#### [Short problem]
Restate the span of lines that starts with the line containing "Convert this screenshot" and ends with the line containing "</TitleRow>", word for word, including both, with nothing else.

#### [Dataset records]
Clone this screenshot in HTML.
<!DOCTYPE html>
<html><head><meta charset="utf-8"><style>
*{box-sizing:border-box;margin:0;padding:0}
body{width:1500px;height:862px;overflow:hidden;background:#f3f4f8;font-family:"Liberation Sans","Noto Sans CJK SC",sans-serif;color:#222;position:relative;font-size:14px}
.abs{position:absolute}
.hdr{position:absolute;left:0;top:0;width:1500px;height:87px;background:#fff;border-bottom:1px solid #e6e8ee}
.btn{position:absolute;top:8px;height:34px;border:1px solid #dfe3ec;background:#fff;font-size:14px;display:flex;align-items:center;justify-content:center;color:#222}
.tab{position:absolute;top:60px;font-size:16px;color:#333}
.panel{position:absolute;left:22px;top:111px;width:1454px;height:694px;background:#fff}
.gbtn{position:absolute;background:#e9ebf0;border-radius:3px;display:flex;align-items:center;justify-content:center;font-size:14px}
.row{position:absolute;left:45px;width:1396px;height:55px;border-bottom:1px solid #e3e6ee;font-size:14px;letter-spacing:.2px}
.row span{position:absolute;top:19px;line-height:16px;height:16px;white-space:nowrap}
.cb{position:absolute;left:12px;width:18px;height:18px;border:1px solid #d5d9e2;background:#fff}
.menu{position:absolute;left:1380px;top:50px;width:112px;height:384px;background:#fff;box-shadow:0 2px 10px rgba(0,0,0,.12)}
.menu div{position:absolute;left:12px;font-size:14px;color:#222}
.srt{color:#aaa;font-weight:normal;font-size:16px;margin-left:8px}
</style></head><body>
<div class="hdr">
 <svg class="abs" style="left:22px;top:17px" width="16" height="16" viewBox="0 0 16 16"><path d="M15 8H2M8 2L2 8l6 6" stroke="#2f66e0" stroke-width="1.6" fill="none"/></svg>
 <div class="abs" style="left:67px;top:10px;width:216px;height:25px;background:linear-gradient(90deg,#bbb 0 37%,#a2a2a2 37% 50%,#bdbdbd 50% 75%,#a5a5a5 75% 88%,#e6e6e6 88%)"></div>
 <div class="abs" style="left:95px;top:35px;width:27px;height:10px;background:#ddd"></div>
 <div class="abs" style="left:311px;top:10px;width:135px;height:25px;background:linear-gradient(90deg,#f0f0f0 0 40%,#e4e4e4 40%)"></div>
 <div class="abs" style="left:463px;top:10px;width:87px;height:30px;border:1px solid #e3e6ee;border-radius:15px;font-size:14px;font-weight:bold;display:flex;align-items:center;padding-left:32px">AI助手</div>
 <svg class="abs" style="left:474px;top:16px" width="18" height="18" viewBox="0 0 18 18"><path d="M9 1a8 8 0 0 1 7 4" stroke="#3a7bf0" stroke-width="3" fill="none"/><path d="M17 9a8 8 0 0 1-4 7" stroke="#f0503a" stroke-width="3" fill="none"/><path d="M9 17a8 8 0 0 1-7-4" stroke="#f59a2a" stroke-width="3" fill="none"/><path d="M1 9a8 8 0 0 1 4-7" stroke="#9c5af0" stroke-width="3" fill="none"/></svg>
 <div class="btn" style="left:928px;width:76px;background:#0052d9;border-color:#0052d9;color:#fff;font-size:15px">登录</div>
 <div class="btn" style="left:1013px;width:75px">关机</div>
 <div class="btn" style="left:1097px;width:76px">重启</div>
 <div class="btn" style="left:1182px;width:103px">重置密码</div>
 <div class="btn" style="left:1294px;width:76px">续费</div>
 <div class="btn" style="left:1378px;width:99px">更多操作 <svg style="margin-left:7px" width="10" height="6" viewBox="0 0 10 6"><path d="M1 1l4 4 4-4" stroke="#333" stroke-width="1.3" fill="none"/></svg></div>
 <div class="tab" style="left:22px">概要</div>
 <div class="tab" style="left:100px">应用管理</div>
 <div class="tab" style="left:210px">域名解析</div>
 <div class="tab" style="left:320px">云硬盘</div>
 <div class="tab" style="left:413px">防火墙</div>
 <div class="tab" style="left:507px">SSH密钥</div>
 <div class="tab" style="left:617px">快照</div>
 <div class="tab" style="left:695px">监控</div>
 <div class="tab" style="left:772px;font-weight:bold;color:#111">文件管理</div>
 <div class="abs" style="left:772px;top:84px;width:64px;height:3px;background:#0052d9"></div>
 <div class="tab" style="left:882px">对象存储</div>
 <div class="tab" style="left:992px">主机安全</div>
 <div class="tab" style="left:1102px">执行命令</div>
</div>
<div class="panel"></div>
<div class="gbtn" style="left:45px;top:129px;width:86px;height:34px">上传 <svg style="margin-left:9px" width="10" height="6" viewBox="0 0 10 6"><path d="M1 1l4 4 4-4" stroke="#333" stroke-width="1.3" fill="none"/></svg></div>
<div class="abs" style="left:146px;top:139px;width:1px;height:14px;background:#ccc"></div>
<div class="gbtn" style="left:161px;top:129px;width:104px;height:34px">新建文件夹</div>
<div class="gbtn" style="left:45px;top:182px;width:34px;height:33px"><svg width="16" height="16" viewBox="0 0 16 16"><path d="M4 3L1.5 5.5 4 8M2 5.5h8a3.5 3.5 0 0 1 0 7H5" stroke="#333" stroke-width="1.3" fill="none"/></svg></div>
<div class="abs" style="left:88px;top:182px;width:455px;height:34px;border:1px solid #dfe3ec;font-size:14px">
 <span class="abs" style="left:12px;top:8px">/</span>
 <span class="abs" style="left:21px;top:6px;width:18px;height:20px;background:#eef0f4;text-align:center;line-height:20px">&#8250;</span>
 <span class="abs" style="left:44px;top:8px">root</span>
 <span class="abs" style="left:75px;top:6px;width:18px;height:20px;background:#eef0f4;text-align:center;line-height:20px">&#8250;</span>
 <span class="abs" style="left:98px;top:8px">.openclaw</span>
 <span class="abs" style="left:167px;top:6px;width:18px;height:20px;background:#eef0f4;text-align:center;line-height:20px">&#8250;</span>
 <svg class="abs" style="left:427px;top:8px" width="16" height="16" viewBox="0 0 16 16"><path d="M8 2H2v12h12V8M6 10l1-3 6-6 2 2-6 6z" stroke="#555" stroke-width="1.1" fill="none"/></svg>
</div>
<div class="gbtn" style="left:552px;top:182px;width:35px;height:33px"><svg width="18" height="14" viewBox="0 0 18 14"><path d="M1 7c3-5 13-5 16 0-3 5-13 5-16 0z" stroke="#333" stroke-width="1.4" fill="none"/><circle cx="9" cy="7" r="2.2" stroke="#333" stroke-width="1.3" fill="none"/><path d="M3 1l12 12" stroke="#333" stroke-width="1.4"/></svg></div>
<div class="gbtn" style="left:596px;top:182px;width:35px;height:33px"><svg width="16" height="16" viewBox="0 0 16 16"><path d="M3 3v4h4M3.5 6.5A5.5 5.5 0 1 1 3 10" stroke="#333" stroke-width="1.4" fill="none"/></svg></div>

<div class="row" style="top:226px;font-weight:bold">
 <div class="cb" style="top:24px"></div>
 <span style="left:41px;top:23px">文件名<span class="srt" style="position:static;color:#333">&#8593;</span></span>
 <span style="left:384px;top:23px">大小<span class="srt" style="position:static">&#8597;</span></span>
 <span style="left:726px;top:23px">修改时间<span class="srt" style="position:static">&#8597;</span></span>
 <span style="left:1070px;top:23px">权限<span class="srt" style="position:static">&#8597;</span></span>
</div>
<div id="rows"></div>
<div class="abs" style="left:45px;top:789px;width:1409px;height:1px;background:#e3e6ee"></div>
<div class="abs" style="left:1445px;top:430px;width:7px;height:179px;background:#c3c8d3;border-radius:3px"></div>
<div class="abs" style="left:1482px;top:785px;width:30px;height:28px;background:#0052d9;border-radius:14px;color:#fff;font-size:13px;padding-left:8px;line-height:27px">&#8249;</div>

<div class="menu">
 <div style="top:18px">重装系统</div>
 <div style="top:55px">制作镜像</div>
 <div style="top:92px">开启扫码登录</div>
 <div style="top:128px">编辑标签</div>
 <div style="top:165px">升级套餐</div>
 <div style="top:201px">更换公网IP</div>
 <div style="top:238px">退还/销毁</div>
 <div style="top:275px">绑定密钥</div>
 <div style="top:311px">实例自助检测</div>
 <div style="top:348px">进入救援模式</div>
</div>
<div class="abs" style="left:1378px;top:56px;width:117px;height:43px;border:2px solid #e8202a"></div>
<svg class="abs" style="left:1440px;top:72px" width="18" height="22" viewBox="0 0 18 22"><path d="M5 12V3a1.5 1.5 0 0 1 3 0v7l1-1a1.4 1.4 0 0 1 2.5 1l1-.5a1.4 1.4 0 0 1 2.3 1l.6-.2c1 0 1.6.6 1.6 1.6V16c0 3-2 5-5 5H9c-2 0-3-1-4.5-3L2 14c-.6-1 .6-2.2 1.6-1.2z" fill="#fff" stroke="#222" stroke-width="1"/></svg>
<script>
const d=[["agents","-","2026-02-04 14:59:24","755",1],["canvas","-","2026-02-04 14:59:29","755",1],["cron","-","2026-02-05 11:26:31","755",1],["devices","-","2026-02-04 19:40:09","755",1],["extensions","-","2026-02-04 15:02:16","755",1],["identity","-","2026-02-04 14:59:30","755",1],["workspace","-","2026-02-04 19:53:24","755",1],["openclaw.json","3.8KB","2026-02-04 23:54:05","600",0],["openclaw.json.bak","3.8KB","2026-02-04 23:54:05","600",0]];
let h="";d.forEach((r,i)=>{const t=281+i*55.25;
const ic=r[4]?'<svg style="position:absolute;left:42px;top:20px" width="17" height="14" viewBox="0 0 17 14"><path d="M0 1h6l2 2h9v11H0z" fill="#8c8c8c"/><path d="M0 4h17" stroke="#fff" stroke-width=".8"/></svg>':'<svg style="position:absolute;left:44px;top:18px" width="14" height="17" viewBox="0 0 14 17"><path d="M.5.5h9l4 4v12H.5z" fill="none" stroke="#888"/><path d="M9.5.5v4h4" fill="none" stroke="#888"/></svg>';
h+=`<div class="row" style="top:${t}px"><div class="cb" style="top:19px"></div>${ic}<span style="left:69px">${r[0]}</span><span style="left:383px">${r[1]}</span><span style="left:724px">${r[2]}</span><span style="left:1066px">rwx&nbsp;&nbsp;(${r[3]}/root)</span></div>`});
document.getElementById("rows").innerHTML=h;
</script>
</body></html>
...
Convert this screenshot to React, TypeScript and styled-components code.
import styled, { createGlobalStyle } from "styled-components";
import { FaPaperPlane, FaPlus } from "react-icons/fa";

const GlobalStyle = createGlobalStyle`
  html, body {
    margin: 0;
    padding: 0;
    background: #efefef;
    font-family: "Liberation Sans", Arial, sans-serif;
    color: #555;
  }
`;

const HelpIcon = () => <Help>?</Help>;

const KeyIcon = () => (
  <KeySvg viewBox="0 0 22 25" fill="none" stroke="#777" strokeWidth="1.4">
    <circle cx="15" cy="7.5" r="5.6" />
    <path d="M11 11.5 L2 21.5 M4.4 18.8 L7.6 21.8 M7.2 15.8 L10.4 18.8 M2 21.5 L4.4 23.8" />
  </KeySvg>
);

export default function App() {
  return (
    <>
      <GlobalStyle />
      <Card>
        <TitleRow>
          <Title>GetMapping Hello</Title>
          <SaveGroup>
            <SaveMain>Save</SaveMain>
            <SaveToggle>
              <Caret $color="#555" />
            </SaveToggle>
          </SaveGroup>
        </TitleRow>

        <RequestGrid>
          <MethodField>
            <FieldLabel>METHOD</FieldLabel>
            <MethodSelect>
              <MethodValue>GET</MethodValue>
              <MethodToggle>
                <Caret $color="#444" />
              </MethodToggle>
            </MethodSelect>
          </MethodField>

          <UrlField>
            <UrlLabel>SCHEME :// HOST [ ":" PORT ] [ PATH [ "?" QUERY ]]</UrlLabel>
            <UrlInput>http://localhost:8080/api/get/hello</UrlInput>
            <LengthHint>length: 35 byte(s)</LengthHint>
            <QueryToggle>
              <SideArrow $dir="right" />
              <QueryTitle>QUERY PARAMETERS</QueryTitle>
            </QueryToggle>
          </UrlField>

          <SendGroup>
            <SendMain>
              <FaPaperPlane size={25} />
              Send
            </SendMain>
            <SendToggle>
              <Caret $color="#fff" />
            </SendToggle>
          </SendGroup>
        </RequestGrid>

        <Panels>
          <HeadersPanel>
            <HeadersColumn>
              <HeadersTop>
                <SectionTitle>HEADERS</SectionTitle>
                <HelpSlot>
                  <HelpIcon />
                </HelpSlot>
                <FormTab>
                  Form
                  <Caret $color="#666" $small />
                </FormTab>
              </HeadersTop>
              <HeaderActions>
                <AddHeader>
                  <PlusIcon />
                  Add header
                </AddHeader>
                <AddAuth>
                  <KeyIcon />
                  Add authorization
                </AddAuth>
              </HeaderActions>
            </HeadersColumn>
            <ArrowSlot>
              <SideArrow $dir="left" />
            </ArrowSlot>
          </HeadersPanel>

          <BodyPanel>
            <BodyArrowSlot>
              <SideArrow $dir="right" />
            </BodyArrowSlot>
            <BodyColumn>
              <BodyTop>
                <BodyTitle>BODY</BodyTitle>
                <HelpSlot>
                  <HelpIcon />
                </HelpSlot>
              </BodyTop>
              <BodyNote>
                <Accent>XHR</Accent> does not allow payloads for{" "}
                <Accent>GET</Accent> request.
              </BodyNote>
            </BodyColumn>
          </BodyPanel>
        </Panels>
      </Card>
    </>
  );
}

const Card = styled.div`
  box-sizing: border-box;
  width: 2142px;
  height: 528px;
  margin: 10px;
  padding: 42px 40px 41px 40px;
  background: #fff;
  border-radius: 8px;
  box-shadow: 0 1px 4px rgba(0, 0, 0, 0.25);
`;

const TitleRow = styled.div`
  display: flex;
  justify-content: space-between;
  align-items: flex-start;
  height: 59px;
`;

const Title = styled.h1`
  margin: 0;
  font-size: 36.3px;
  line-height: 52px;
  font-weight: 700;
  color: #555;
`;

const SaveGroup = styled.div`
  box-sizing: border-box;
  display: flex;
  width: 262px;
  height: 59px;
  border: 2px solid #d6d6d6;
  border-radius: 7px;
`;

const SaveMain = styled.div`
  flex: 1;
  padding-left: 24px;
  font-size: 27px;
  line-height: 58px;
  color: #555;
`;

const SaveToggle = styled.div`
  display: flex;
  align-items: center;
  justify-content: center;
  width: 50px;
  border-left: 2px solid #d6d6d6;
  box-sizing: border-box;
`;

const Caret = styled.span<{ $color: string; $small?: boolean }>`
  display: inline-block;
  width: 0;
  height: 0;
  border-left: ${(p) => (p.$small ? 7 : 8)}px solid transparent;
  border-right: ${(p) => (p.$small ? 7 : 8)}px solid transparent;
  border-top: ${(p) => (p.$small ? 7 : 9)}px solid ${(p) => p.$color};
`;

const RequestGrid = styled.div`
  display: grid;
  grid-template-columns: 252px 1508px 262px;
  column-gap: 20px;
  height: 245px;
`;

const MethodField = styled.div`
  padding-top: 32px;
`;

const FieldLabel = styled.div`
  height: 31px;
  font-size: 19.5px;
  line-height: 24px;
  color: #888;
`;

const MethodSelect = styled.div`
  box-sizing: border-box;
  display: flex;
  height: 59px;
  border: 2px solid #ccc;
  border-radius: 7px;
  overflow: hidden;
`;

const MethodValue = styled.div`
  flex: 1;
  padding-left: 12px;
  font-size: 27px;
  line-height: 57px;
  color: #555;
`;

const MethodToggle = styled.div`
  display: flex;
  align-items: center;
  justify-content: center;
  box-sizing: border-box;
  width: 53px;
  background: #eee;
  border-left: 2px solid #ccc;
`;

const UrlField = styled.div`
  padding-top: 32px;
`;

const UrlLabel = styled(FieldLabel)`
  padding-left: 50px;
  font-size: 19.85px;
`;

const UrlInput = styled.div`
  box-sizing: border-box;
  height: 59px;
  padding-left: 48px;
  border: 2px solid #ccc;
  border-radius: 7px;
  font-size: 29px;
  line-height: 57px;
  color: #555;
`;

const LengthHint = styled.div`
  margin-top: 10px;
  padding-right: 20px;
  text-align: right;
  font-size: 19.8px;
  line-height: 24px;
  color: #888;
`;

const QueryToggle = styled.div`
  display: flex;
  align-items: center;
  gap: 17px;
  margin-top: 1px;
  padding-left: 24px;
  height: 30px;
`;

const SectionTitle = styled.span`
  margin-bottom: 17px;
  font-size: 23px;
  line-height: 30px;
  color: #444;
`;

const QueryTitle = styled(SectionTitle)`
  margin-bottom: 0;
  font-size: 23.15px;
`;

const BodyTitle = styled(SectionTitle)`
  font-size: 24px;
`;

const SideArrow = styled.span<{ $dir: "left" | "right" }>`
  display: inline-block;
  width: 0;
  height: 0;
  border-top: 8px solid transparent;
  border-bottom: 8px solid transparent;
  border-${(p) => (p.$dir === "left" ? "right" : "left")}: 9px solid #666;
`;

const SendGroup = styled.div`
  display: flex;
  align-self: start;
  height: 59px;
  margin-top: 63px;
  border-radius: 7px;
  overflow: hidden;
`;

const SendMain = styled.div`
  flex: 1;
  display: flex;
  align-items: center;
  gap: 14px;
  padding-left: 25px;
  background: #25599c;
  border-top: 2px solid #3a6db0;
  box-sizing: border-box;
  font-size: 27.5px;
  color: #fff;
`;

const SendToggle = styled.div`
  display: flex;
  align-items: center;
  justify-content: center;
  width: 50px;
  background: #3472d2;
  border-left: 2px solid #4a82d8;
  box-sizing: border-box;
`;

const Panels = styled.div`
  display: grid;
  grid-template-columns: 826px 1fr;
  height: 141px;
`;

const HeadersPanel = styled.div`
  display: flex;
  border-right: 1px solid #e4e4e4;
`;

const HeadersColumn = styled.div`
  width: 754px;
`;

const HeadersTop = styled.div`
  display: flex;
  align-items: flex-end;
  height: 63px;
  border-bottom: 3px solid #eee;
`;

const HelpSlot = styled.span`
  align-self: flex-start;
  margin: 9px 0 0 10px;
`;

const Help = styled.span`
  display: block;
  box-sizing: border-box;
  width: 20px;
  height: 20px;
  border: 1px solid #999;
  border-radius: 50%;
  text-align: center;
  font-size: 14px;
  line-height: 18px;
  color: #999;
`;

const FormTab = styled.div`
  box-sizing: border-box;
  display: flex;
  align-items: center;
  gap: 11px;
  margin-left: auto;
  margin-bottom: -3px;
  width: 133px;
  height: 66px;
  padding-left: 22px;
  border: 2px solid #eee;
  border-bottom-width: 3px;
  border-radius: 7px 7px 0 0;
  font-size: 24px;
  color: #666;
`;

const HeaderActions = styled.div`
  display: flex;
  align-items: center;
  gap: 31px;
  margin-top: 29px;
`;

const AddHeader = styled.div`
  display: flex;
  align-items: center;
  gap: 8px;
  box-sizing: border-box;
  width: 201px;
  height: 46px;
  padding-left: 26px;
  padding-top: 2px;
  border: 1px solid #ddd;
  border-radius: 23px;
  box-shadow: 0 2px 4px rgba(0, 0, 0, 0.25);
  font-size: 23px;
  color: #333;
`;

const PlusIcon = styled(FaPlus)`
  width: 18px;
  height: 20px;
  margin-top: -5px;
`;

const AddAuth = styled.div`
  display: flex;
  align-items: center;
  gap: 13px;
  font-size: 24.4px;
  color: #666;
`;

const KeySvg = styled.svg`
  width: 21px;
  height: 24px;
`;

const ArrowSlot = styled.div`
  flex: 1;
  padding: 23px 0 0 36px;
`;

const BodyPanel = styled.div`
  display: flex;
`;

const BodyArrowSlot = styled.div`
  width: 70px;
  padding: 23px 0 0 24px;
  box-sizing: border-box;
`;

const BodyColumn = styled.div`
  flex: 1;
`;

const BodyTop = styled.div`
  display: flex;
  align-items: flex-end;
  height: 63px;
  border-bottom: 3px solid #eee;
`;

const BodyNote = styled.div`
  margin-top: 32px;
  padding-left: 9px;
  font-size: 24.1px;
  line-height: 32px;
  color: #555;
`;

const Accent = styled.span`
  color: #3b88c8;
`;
--
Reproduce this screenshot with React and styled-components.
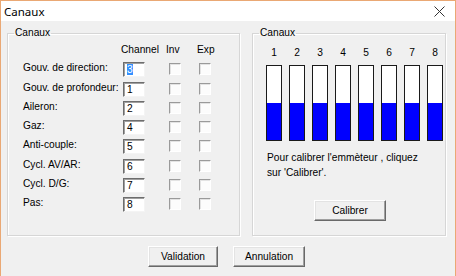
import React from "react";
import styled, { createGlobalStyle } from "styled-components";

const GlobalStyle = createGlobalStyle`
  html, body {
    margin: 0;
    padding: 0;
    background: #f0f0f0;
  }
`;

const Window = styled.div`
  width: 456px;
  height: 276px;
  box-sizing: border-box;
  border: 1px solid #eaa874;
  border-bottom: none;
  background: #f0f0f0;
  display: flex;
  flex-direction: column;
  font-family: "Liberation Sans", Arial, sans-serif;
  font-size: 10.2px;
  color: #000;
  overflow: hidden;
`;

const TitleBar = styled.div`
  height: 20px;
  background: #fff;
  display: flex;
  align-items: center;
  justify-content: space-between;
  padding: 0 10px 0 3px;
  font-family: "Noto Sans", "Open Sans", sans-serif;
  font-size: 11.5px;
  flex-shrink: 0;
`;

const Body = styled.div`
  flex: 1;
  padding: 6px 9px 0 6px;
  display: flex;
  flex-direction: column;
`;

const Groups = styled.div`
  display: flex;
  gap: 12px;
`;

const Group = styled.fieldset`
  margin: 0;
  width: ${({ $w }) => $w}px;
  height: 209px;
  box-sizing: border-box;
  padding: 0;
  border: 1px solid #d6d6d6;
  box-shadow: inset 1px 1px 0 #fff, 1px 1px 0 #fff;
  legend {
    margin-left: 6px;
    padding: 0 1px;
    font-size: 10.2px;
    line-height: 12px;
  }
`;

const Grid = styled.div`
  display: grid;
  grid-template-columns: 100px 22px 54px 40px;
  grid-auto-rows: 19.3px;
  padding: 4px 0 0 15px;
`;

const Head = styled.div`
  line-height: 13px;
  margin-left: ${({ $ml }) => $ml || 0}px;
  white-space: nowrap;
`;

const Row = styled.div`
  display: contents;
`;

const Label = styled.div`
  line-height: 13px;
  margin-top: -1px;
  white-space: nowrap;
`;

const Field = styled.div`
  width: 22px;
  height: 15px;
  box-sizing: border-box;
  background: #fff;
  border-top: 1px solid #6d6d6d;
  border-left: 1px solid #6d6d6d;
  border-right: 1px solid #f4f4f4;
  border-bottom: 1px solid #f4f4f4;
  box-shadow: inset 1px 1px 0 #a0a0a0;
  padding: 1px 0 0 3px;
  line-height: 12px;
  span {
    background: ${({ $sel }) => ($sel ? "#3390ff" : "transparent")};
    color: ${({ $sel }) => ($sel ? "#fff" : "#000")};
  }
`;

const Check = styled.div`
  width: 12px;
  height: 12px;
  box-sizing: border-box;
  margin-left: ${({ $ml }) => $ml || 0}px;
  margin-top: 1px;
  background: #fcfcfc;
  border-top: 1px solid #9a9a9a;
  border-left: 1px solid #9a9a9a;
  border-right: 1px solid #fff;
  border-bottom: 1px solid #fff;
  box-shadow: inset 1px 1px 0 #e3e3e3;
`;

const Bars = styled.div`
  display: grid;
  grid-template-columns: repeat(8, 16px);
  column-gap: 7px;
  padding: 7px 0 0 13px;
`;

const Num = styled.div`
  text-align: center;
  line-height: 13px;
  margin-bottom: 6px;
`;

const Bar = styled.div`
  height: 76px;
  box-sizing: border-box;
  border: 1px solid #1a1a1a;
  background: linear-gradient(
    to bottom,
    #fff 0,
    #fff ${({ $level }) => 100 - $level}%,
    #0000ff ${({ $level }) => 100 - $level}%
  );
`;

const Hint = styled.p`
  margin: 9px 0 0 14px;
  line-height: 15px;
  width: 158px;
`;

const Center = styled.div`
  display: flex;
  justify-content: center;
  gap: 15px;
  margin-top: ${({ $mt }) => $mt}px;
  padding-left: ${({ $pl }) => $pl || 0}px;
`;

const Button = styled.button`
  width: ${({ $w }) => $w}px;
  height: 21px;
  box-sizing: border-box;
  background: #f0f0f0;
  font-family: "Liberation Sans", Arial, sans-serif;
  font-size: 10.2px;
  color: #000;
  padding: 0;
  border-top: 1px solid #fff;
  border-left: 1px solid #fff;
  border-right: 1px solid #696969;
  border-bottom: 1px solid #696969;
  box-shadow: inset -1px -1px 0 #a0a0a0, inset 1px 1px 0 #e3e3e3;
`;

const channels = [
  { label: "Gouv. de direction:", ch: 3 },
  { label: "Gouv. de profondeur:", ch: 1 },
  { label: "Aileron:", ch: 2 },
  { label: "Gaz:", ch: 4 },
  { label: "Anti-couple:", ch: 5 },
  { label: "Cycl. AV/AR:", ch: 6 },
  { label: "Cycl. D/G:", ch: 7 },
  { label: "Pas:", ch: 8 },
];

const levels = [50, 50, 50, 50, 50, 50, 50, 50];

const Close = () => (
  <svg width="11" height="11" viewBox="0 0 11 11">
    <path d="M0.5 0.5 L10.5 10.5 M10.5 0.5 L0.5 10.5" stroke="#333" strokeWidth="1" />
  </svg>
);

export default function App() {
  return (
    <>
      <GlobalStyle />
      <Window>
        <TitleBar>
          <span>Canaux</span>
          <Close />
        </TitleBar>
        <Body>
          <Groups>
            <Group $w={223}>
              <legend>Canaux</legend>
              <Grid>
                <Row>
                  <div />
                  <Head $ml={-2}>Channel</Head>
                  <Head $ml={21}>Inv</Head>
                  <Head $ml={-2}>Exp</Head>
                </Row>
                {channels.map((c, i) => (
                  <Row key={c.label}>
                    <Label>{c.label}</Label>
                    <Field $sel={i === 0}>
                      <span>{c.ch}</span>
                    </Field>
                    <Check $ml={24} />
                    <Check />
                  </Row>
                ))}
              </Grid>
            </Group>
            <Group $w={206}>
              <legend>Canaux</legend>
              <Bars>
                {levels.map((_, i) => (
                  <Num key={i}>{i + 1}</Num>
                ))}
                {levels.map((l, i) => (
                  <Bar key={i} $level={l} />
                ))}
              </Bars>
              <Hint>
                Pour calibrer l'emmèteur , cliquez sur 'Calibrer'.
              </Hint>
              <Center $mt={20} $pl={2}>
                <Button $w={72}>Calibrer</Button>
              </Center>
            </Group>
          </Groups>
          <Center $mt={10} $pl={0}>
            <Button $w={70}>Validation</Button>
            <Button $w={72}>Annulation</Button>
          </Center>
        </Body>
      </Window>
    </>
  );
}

#### [Response to this task]
Convert this screenshot to React, TypeScript and styled-components code.
import styled, { createGlobalStyle } from "styled-components";
import { FaPaperPlane, FaPlus } from "react-icons/fa";

const GlobalStyle = createGlobalStyle`
  html, body {
    margin: 0;
    padding: 0;
    background: #efefef;
    font-family: "Liberation Sans", Arial, sans-serif;
    color: #555;
  }
`;

const HelpIcon = () => <Help>?</Help>;

const KeyIcon = () => (
  <KeySvg viewBox="0 0 22 25" fill="none" stroke="#777" strokeWidth="1.4">
    <circle cx="15" cy="7.5" r="5.6" />
    <path d="M11 11.5 L2 21.5 M4.4 18.8 L7.6 21.8 M7.2 15.8 L10.4 18.8 M2 21.5 L4.4 23.8" />
  </KeySvg>
);

export default function App() {
  return (
    <>
      <GlobalStyle />
      <Card>
        <TitleRow>
          <Title>GetMapping Hello</Title>
          <SaveGroup>
            <SaveMain>Save</SaveMain>
            <SaveToggle>
              <Caret $color="#555" />
            </SaveToggle>
          </SaveGroup>
        </TitleRow>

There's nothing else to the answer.